Ferner kann für die hier zu entscheidende Frage der Haftfortdauer offen bleiben, ob die Vereinigung auch im Tatzeitraum noch auf die Begehung von Straftaten im Zusammenhang mit der Zwangsrekrutierung von Jugendlichen gerichtet war.
Im Hinblick auf die mit dem Haftprüfungsantrag zugeleitete Stellungnahme des Generalbundesanwalts an das Oberlandesgericht Düsseldorf vom 13. Oktober 2004 verweist der Senat auf seine oben genannte Entscheidung vom 21. Oktober 2004. Danach müssen Verstöße gegen das Vereinsgesetz, auch solche gegen § 20 Abs. 1 Nr. 4 VereinsG, bei der Beurteilung einer Organisation als kriminelle Vereinigung nach § 129 Abs. 2 Nr. 3 StGB außer Betracht bleiben. Die vom Generalbundesanwalt gesehene Strafbarkeitslücke entsteht dadurch nicht. Denn wenn eine Gruppierung als kriminelle Vereinigung nach § 129 Abs. 1 StGB anzusehen ist, weil ihre Zwecke oder Tätigkeiten auf die Begehung von – anderen – Straftaten gerichtet sind, so werden Aktivitäten wie das Sammeln von Spenden von dieser Strafvorschrift als mitgliedschaftliche Betätigung erfaßt.
Wegen der Haftgründe der Flucht- und Verdunkelungsgefahr wird auf die zutreffende Begründung des Haftbefehls verwiesen.
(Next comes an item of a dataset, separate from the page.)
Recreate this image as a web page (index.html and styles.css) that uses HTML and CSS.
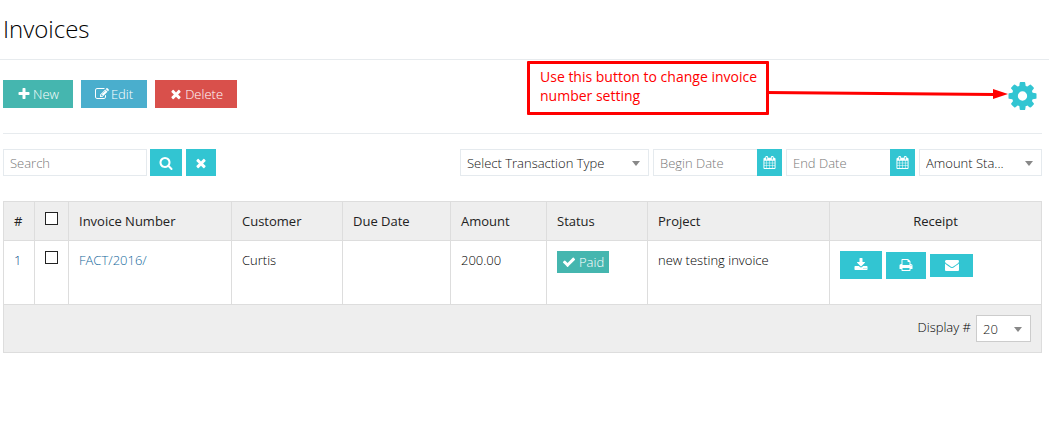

Der Annahme von Verdunkelungsgefahr steht insbesondere nicht entgegen, daß die Ermittlungen bereits abgeschlossen sind. Die Anklage ist entgegen den Ausführungen des Verteidigers nicht lediglich auf Urkunden gestützt, vielmehr sind auch zahlreiche Zeugen benannt, deren Einschüchterung nach den Erfahrungen aus früheren PKK-Verfahren zu befürchten ist.
Der weitere Vollzug der Untersuchungshaft ist nicht unverhältnismäßig. Der Angeschuldigte hat im vorliegenden Verfahren auch unter Berücksichtigung des oben umschriebenen Tatumfangs eine nicht unerhebliche Freiheitsstrafe zu erwarten. Der Zweck der Untersuchungshaft kann durch weniger einschneidende Maßnahmen nach § 116 StPO nicht erreicht werden.
Das Verfahren ist auch mit der in Haftsachen gebotenen Beschleunigung betrieben worden. Der Generalbundesanwalt hat bereits am 13. Oktober 2004 Anklage zum Oberlandesgericht Düsseldorf erhoben.